Nei giorni scorsi hanno lanciato attraverso i loro canali social l’hashtag #noRinvioElezioniCOANapoli. Oggi hanno steso un documento che spiegasse con dovizia di particolari perché l’incandidabilità è un fatto reale. Sono gli avvocati della coalizione “Insieme per l’Avvocatura”, candidati alle elezioni per il rinnovo del prossimo Consiglio dell’Ordine degli Avvocati di Napoli.
Antonio Tafuri, Peppe Napolitano, Dina Cavalli, Maria Giuseppina Chef, Lucio Cricrì, Ilaria Criscuolo, Elena De Rosa, Pasquale Altamura, Luigi Aprea, Giuseppe Camerlingo, Loredana Capocelli, Giovanni Carini, Armando Ceccoli e Gabriele Gava hanno spiegato la loro posizione attraverso una lettera aperta consultabile tra l’altro su Facebook, collegandosi all’indirizzo web https://www.facebook.com/laparolaagliavvocati/posts/1309129719279733.
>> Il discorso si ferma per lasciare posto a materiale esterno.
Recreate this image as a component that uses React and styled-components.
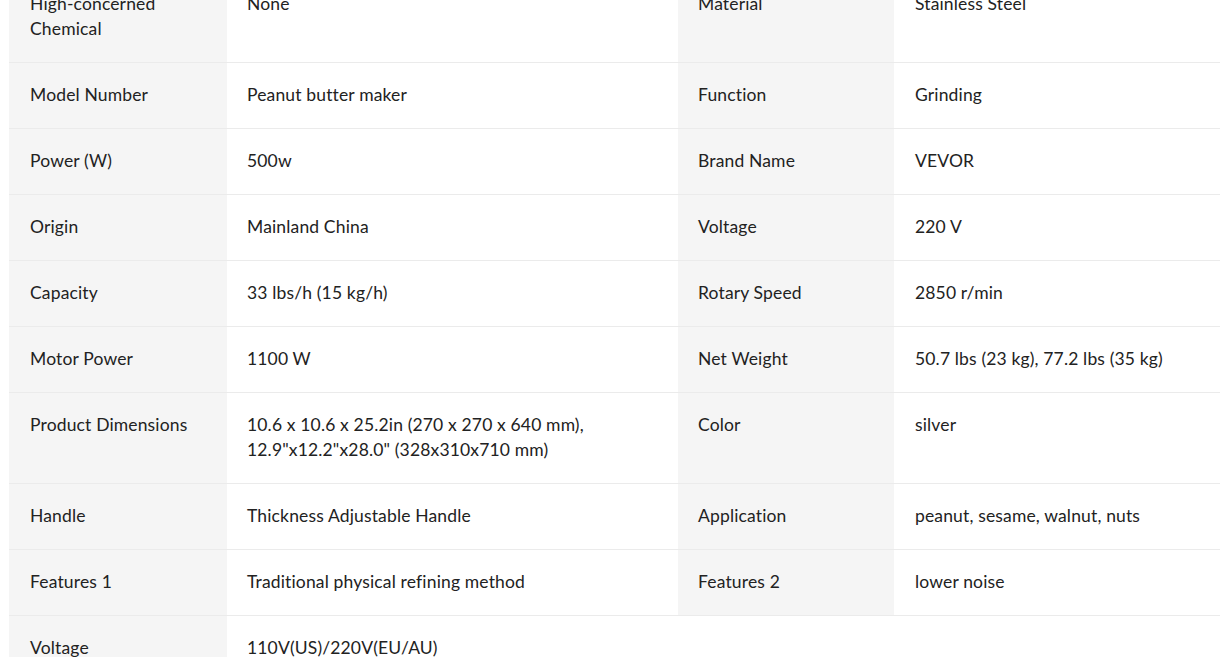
import React from "react";
import styled, { createGlobalStyle } from "styled-components";

const Global = createGlobalStyle`
  html, body { margin: 0; padding: 0; background: #fff; overflow: hidden; }
  body { font-family: Lato, "Open Sans", sans-serif; color: #222; }
`;

const Page = styled.div`
  padding-left: 9px;
  margin-top: -28px;
`;

const Table = styled.div`
  display: grid;
  grid-template-columns: 218px 451px 216px 1fr;
`;

const Cell = styled.div`
  padding: 19px 20px 21px ${(p) => (p.$edge ? "21px" : "20px")};
  font-size: 17.5px;
  letter-spacing: 0.15px;
  line-height: 25px;
  color: #222;
  background: ${(p) => (p.$label ? "#f5f5f5" : "#fff")};
  border-bottom: 1px solid ${(p) => (p.$last ? "transparent" : "#ebebeb")};
  min-height: 25px;
`;

const rows = [
  ["High-concerned Chemical", "None", "Material", "Stainless Steel"],
  ["Model Number", "Peanut butter maker", "Function", "Grinding"],
  ["Power (W)", "500w", "Brand Name", "VEVOR"],
  ["Origin", "Mainland China", "Voltage", "220 V"],
  ["Capacity", "33 lbs/h (15 kg/h)", "Rotary Speed", "2850 r/min"],
  ["Motor Power", "1100 W", "Net Weight", "50.7 lbs (23 kg), 77.2 lbs (35 kg)"],
  [
    "Product Dimensions",
    <>
      10.6 x 10.6 x 25.2in (270 x 270 x 640 mm),
      <br />
      12.9"x12.2"x28.0" (328x310x710 mm)
    </>,
    "Color",
    "silver",
  ],
  ["Handle", "Thickness Adjustable Handle", "Application", "peanut, sesame, walnut, nuts"],
  ["Features 1", "Traditional physical refining method", "Features 2", "lower noise"],
  ["Voltage", "110V(US)/220V(EU/AU)", null, null],
];

export default function App() {
  return (
    <>
      <Global />
      <Page>
        <Table>
          {rows.map((r, i) => {
            const last = r[2] === null;
            return (
              <React.Fragment key={i}>
                <Cell $label $edge>{r[0]}</Cell>
                <Cell>{r[1]}</Cell>
                <Cell $label={!last} $last={last}>{r[2]}</Cell>
                <Cell $edge $last={last}>{r[3]}</Cell>
              </React.Fragment>
            );
          })}
        </Table>
      </Page>
    </>
  );
}
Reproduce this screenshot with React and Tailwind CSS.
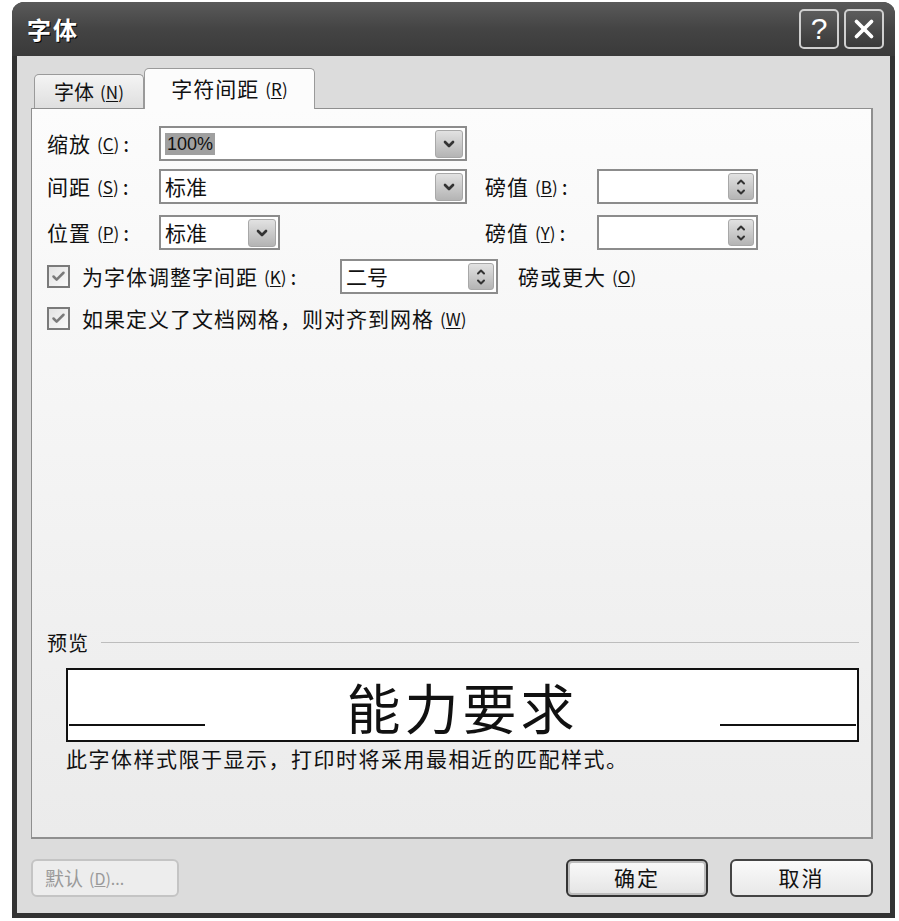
import { ChevronDown, ChevronUp, Check, X } from "lucide-react"

const cjk = { fontFamily: '"Noto Sans CJK SC", "Noto Sans", sans-serif' }

const Key = ({ k }) => (
    <span className="text-[17px] ml-[6px] tracking-normal">
        (<span className="underline underline-offset-2">{k}</span>)
    </span>
)

const DropBtn = () => (
    <div className="w-[28px] h-[28px] rounded-[3px] bg-gradient-to-b from-[#e2e2e2] to-[#b4b4b4] border border-[#a8a8a8] flex items-center justify-center">
        <ChevronDown size={16} strokeWidth={4} className="text-[#333]" />
    </div>
)

const SpinBtn = () => (
    <div className="w-[26px] h-[27px] rounded-[3px] bg-gradient-to-b from-[#e2e2e2] to-[#b4b4b4] border border-[#a8a8a8] flex flex-col items-center justify-center">
        <ChevronUp size={12} strokeWidth={4} className="text-[#333] -mb-[1px]" />
        <ChevronDown size={12} strokeWidth={4} className="text-[#333] -mt-[1px]" />
    </div>
)

const Combo = ({ w, value, highlight }) => (
    <div className={`${w} h-[35px] border-2 border-[#8c8c8c] bg-white flex items-center justify-between pl-[4px] pr-[2px]`}>
        {highlight
            ? <span className="bg-[#a0a0a0] px-[2px] text-[18px] leading-[22px] text-[#111]" style={{ fontFamily: '"Liberation Sans", sans-serif' }}>{value}</span>
            : <span className="text-[21px]">{value}</span>}
        <DropBtn />
    </div>
)

const SpinBox = ({ w, value }) => (
    <div className={`${w} h-[35px] border-2 border-[#8c8c8c] bg-white flex items-center justify-between pl-[4px] pr-[2px]`}>
        <span className="text-[21px]">{value}</span>
        <SpinBtn />
    </div>
)

const CheckBox = () => (
    <div className="w-[23px] h-[23px] border-2 border-[#7a7a7a] bg-gradient-to-br from-[#e2e2e2] to-[#fafafa] flex items-center justify-center">
        <Check size={15} strokeWidth={4} className="text-[#7a7a7a]" />
    </div>
)

const Label = ({ text, k, w }) => (
    <div className={`${w} text-[21px] tracking-[1px] flex items-center`}>
        {text}<Key k={k} /><span className="ml-[4px]">:</span>
    </div>
)

export default function App() {
    return (
        <div className="w-[899px] h-[921px] bg-white pt-[2px] pl-[12px] text-[#111]" style={cjk}>
            <div className="w-[883px] h-[916px] rounded-t-[12px] bg-[#333] flex flex-col">
                {/* Title bar */}
                <div className="h-[54px] rounded-t-[12px] bg-gradient-to-b from-[#5a5a5a] via-[#444] to-[#3a3a3a] flex items-center justify-between pl-[15px] pr-[11px]">
                    <span className="text-white text-[24px] font-bold tracking-[2px] [text-shadow:1px_1px_0_#000]">字体</span>
                    <div className="flex gap-[5px]">
                        <div className="w-[40px] h-[40px] rounded-[5px] border-2 border-[#cfcfcf] bg-gradient-to-b from-[#5c5c5c] to-[#3a3a3a] flex items-center justify-center text-white text-[30px] leading-none" style={{ fontFamily: '"Liberation Sans", sans-serif' }}>?</div>
                        <div className="w-[40px] h-[40px] rounded-[5px] border-2 border-[#cfcfcf] bg-gradient-to-b from-[#5c5c5c] to-[#3a3a3a] flex items-center justify-center">
                            <X size={30} strokeWidth={3} className="text-white" />
                        </div>
                    </div>
                </div>

                {/* Client */}
                <div className="flex-1 mx-[5px] mb-[5px] bg-[#dcdcdc] flex flex-col pl-[14px] pr-[17px]">
                    {/* Tabs */}
                    <div className="flex items-end h-[52px] pt-[12px]">
                        <div className="w-[110px] h-[35px] mb-[-1px] border border-b-0 border-[#9a9a9a] rounded-t-[5px] bg-gradient-to-b from-[#f4f4f4] to-[#dedede] flex items-center justify-center text-[20px] ml-[3px]">
                            字体<Key k="N" />
                        </div>
                        <div className="w-[171px] h-[41px] mb-[-1px] border border-b-0 border-[#9a9a9a] rounded-t-[5px] bg-[#fcfcfc] flex items-center justify-center text-[21px] tracking-[1px] relative z-10">
                            字符间距<Key k="R" />
                        </div>
                    </div>

                    {/* Panel */}
                    <div className="h-[731px] border border-[#8f8f8f] border-r-2 border-b-2 bg-gradient-to-b from-[#fcfcfc] to-[#ebebeb] flex flex-col pl-[15px] pr-[12px]">
                        <div className="flex items-center mt-[17px]">
                            <Label text="缩放" k="C" w="w-[112px]" />
                            <Combo w="w-[308px]" value="100%" highlight />
                        </div>
                        <div className="flex items-center mt-[8px]">
                            <Label text="间距" k="S" w="w-[112px]" />
                            <Combo w="w-[308px]" value="标准" />
                            <div className="w-[18px]" />
                            <Label text="磅值" k="B" w="w-[112px]" />
                            <SpinBox w="w-[161px]" value="" />
                        </div>
                        <div className="flex items-center mt-[11px]">
                            <Label text="位置" k="P" w="w-[112px]" />
                            <Combo w="w-[121px]" value="标准" />
                            <div className="w-[205px]" />
                            <Label text="磅值" k="Y" w="w-[112px]" />
                            <SpinBox w="w-[161px]" value="" />
                        </div>
                        <div className="flex items-center mt-[9px]">
                            <CheckBox />
                            <div className="ml-[12px] w-[258px] text-[21px] tracking-[1px] flex items-center">
                                为字体调整字间距<Key k="K" /><span className="ml-[4px]">:</span>
                            </div>
                            <SpinBox w="w-[158px]" value="二号" />
                            <div className="ml-[20px] text-[21px] tracking-[1px] flex items-center">
                                磅或更大<Key k="O" />
                            </div>
                        </div>
                        <div className="flex items-center mt-[9px]">
                            <CheckBox />
                            <div className="ml-[12px] text-[21px] tracking-[1px] flex items-center">
                                如果定义了文档网格，则对齐到网格<Key k="W" />
                            </div>
                        </div>

                        {/* Preview */}
                        <div className="mt-auto mb-[63px]">
                            <div className="flex items-center">
                                <span className="text-[20px] tracking-[1px]">预览</span>
                                <div className="flex-1 h-px bg-[#bdbdbd] ml-[12px]" />
                            </div>
                            <div className="ml-[19px] mt-[10px] h-[74px] border-2 border-[#111] bg-white flex items-end justify-between px-[1px] pb-[14px] relative">
                                <div className="w-[136px] h-[2px] bg-[#111]" />
                                <div className="w-[136px] h-[2px] bg-[#111]" />
                                <div className="absolute inset-0 flex items-center justify-center text-[54px] tracking-[4px] leading-none pt-[4px]">能力要求</div>
                            </div>
                            <div className="ml-[19px] mt-[1px] text-[21px] tracking-[1.5px]">此字体样式限于显示，打印时将采用最相近的匹配样式。</div>
                        </div>
                    </div>

                    {/* Buttons */}
                    <div className="flex items-center mt-[20px]">
                        <div className="w-[148px] h-[38px] rounded-[6px] border-2 border-[#c4c4c4] bg-[#ededed] flex items-center pl-[12px] text-[19px] text-[#9a9a9a]">
                            默认<span className="ml-[6px] text-[16px]">(<span className="underline">D</span>)...</span>
                        </div>
                        <div className="flex-1" />
                        <div className="w-[142px] h-[38px] rounded-[6px] border-2 border-[#333] bg-gradient-to-b from-[#fafafa] to-[#e4e4e4] shadow-[inset_0_0_0_2px_#bdbdbd] flex items-center justify-center text-[21px] tracking-[2px]">
                            确定
                        </div>
                        <div className="w-[143px] h-[38px] ml-[22px] rounded-[6px] border-2 border-[#444] bg-gradient-to-b from-[#fafafa] to-[#e8e8e8] flex items-center justify-center text-[21px] tracking-[2px]">
                            取消
                        </div>
                    </div>
                </div>
            </div>
        </div>
    )
}
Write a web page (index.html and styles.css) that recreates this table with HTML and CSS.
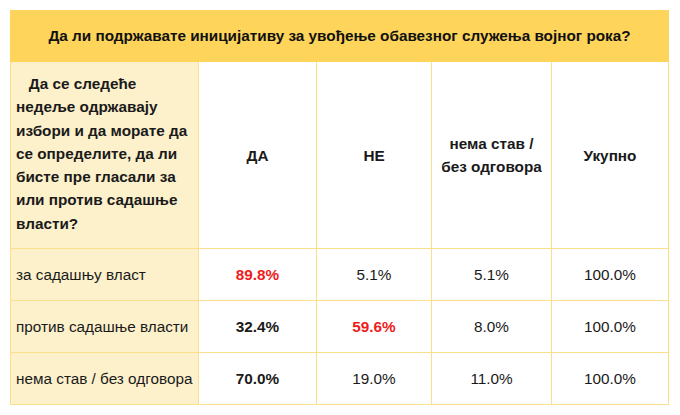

“Secondo il professor Giovanni Verde – si legge – i Consiglieri che hanno svolto la consiliatura dall’anno 2012 all’anno 2017 avrebbero cessato di svolgere le funzioni di Consigliere formalmente eletto nel 2013 e pertanto, pur avendo espletato nel periodo dal gennaio 2014 all’ottobre 2017 le funzioni consiliari, tale periodo dovrebbe ritenersi come espletato di fatto, non andrebbe computato come ‘mandato svolto’, ma anzi andrebbe calcolato ai fini del decorso del tempo utile per potersi ricandidare”.
“La tesi – afferma la coalizione – oltre ad essere smentita in diritto, pare appartenere a quel cosiddetto diritto creativo che qualche volta rasenta la fantasia”.
Non solo perché le date sono sballate (i Consiglieri eletti nel 2012 hanno avuto pieno mandato fino al 31/12/2014 e non fino al 2013, ricordano i candidati), ma perché, citando la disciplina transitoria, Insieme per l’Avvocatura ritiene che “i commi 1° e 2° dell’art. 17 della legge 113/17, infatti, riconoscono la legittimità istituzionale ai consigli che hanno operato di fatto, al punto di incaricarli dell’indizione delle successive elezioni; il 4° comma, in coerenza e per ulteriore stabilizzazione delle situazioni giuridiche coinvolte, sana gli atti nel tempo adottati dai detti consigli”.
“Il comma 4 – aggiungono gli avvocati – dell’art.17 richiamato, tra l’altro, recita testualmente: Restano comunque salvi gli atti compiuti dai consigli rimasti in carica, rendendo così, in ogni caso, di diritto anche l’attività straordinaria svolta dai Consiglieri”.
Il nuovo regime di eleggibilità ai COA ha l’obiettivo d’impedire “Un’eccessiva permanenza nell’ufficio consiliare, al fine di evitare il consolidarsi di posizioni personali a discapito del ricambio nel personale, universale valore per le cariche elettive, le quali si giovano del rinnovarsi delle rappresentanze e così ad un tempo delle esperienze e degli apporti culturali, evitando aggiuntivamente i rischi d’incrinature personalistiche nell’attività istituzionale”.
Proprio per questo, secondo gli avvocati di Insieme per l’Avvocatura, è “del tutto irrilevante che l’esercizio dell’attività di Consigliere sia stata svolta nel rispetto dei tempi voluti dalla legge ovvero abbia proseguito anche in violazione di essi. Perchè anzi, l’aver esercitato la funzione al di là di quanto sarebbe stato consentito, si presenta come disvalore agli occhi di una normativa che intende proprio raggiungere l’obiettivo d’impedire il radicarsi di posizioni personalistiche nell’ufficio”.
“In conclusione – chiudono gli avvocati – deve ritenersi priva di base giuridica la tesi che vorrebbe porre nell’irrilevante giuridico un periodo di attività consiliare che, non solo ha prodotto plurimi e definitivi rapporti giuridici, ma che è stata anche formalmente riconosciuta dall’ordinamento, il quale ne ha quindi attestato i suoi fini, l’utilità e la formale validità dei consigli e degli atti compiuti dai consiglieri rimasti in carica”.